With the ordinal level of measurement, we can count the frequencies of items of interest and sort them in a meaningful rank order. And, as we said, we cannot, however, measure the distance between ranks. In terms of statistical analyses, we can count the frequency of an occurrence of an event, calculate the median, percentile, decile, and quartiles. We can also perform a variety of non-parametric hypotheses tests. But, we cannot calculate common statistical measures like the mean, median, variance, or standard deviation. And, we cannot perform parametric hypothesis tests using z values, t values, and F values.

C. The Interval Level

With the interval level of measurement we have quantitative data. Like the ordinal level, the interval level has an inherent order. But, unlike the ordinal level, we do have the distance between intervals on the scale. The interval level, however, lacks a real, non-arbitrary zero.
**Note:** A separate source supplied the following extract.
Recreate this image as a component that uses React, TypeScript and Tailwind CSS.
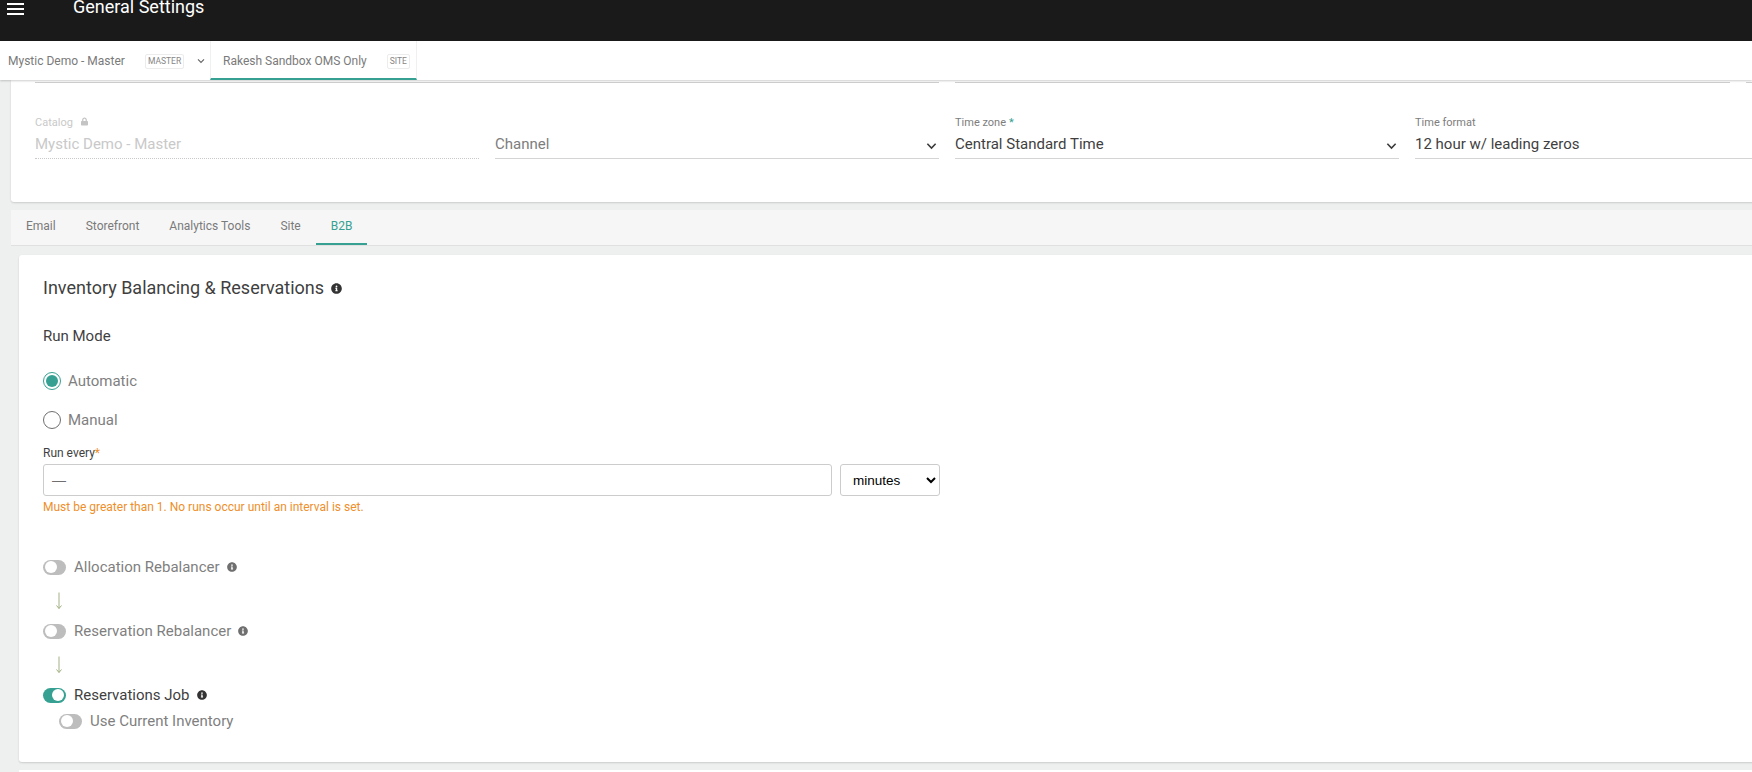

To repeat, here are three characteristics of the interval level:

1. The values have a meaningful order
2. The distances between the ranks are measureable
3. There is no "true" or natural zero

The classic example of the interval scale is temperature measured on the Fahrenheit or Celsius scales. Let's suppose today's high temperature is 60º F and thirty days ago the high temperature was only 30º F. We can say that the difference between the high temperatures on these two days is 30 degrees. But, because our measurement scale lacks a real, non-arbitrary zero, we cannot say the temperature today is twice as warm as the temperature thirty days ago.

In addition to temperature on the Fahrenheit or Celsius scales, examples of interval scale measures include:

1. Scores on the College Board's Scholastic Aptitude Test, which measures a student's scores on reading, writing, and math on a scale of 200 to 800
2. Intelligence Quotient scores
3. Dates on a calendar
4. The heights of waves in the ocean
5. Longitudes on a globe or map
6. Shoe size

With the interval level of measurement, we can perform most arithmetic operations. We can calculate common statistical measures like the mean, median, variance, or standard deviation. But, because we lack a non-arbitrary zero, we cannot calculate proportions, ratios, percentages, and fractions. We can also perform all manner of hypotheses tests as well as basic correlation and regression analyses.

D. The Ratio Level

The last and most sophisticated level of measurement is the ratio level. As with the ordinal and interval levels, the data have an inherent order. And, like the interval level, we can measure the intervals between the ranks with a measurable scale of values. But, unlike the interval level, we now have meaningful zero. The addition of a non-arbitrary zero allows use to calculate the numerical relationship between values using ratios: fractions, proportions, and percentages.

An example of the ratio level of measurement is weight. A person who weights 150 pounds, weights twice as much as a person who weighs only 75 pounds and half as much as a person who weighs 300 pounds. We can calculate ratios like these because the scale for weight in pounds starts at zero pounds.

n addition to weight, examples of ratio scale measures include:

1. Height
2. Income
3. Distance travelled
4. Time elapsed or time remaining
5. Money in your bank account, wallet, or pocket

With the ratio level of measurement, we can perform all arithmetic operations including proportions, ratios, percentages, and fractions. In terms of statistical analyses, we can calculate the mean, geometric mean, harmonic mean, median, mode, variance, and standard deviation. We can also perform all manner of hypotheses tests as well as correlation and regression analyses.